A futurist video game has had its future jeopardized after left-wing activists have blacklisted it because of a creator’s old tweets against radical feminism.
This video game project The Last Night stole the show when its promo was revealed at video game industry conference E3 2017. The entire project is now in jeopardy after co-creator Tim Soret’s 2014 tweets against radical feminism were discovered and Liberal investors withdrew their support.
The tweets in question were nothing controversial, with statements like “I’m against feminism. . . I am for egalitarianism. I don’t care, boy, girl, alien,” or that he does not “buy the patriarchy stuff. Maybe it applies in the USA, but I live in Paris.” He also described his game’s world as one which can “show the danger of extreme progressivism” in a “cyberpunk world where modern feminism won instead of egalitarianism.”

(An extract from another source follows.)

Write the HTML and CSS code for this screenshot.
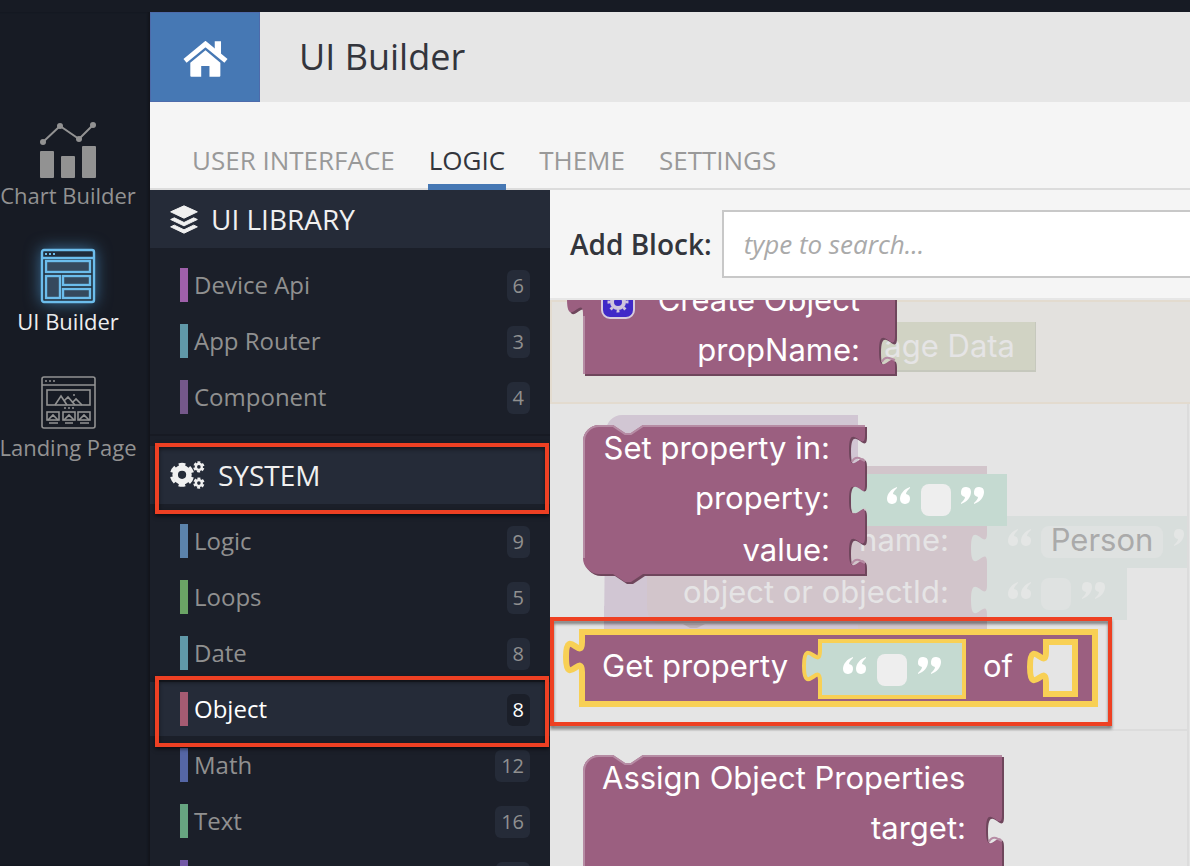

The Blade Runner-influenced cyberpunk visuals and dystopian premise of The Last Night wowed crowds in 2017, and is already on over 186,000 gamer wish lists. But with liberal investors pulling out and conservative investors often disinterested in entertainment, the whole project is at risk even though it has all the makings of a bestseller.
Since then, the official page for the game has been written to describe the setting as a dystopian world where “Human labour and creativity has been rendered obsolete by AI, so people are now defining themselves by what they consume, not what they create.”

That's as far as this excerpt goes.